Sınıfların doğumuna erkek egemenliğinin doğumu eşlik etti, bu ikisi aynı sürecin iki farklı boyutudur. İlki aynı evrimin sınıf ilişkileri, ikincisi ise cins ilişkileri planındaki yansımasıdır. Ne zamanki mülkiyet, sömürü, sınıflar ve devlet, bunları olumlayan ve meşrulaştıran ideoloji, kültür, değer yargıları, dinsel inançlar vb. doğdu, işte o zaman kadının cinsinin bin yıllara yayılan ve halen de sürmekte olan ezilmişliği de başlamış oldu. Sınıfsal sömürü ve baskının tüm maddi ve manevi araçları kadın üzerindeki cinsel sömürü ve baskının da araçları oldular. O zamandan beri kadın ezilen bir cinstir, toplum biçimlerindeki değişime bağlı olarak bu ezilmişliğin biçimi zaman içinde değişmiş fakat özü süregelmiştir. 

Bütün bu köklü tarihsel değişimlerin ve kadının bin yılları bulan cinsel ezilmişliğinin kuşkusuz binbir türlü görünümü var. Fakat bizim için burada gerekli olan bu değişimin ve onun ürünü cinsel ezilmişliğin özü ve esasıdır.

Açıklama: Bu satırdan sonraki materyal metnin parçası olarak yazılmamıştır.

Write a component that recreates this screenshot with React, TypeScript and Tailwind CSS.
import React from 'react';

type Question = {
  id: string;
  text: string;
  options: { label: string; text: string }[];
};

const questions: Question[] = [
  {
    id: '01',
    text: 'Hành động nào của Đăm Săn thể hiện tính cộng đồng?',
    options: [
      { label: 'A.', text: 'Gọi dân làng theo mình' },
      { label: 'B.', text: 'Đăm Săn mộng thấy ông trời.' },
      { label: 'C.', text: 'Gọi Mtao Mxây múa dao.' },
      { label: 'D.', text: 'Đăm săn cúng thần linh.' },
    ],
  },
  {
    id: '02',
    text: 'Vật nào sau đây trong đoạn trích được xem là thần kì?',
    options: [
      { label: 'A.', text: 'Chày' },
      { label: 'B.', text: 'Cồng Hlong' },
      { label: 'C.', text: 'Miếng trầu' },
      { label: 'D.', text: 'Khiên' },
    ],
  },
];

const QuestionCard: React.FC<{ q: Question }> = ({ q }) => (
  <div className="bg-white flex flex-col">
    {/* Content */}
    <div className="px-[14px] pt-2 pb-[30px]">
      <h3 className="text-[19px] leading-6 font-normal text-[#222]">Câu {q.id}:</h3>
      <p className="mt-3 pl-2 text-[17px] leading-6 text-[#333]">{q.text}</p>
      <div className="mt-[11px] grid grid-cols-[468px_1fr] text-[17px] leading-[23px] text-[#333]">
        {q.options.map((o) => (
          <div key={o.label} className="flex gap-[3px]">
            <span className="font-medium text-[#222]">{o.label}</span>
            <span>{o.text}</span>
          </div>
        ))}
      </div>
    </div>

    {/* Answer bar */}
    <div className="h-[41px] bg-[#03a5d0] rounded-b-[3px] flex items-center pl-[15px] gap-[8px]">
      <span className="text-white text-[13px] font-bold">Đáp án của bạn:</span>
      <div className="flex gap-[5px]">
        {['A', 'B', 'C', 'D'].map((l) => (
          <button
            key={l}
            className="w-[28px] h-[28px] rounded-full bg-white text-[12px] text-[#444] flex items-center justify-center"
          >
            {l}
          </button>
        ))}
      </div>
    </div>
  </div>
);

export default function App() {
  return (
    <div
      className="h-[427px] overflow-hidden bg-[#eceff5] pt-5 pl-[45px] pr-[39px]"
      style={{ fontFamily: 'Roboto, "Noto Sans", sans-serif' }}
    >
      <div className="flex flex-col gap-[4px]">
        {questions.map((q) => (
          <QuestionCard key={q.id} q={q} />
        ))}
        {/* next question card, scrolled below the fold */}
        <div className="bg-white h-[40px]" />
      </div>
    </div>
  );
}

Bu değişimin ve ezilmişliğin nelere bağlı olarak ve nasıl doğduğu, dolayısıyla nelere bağlı olarak ve nasıl ortadan kalkacağıdır. 

Kadın sorunu tarih içinde ve belli toplumsal koşullara bağlı olarak doğmuştur, o halde zamanla ve söz konusu koşulların köklü değişimi ile de ortadan kalkacak/kaldırılacaktır, önemli olan bunun bilincinde olmaktır. Dolayısıyla kadın köleliğine ve ezilmişliğine karşı mücadeleyi bu tarihsel ve sınıfsal perspektif içinde ele alabilmektir.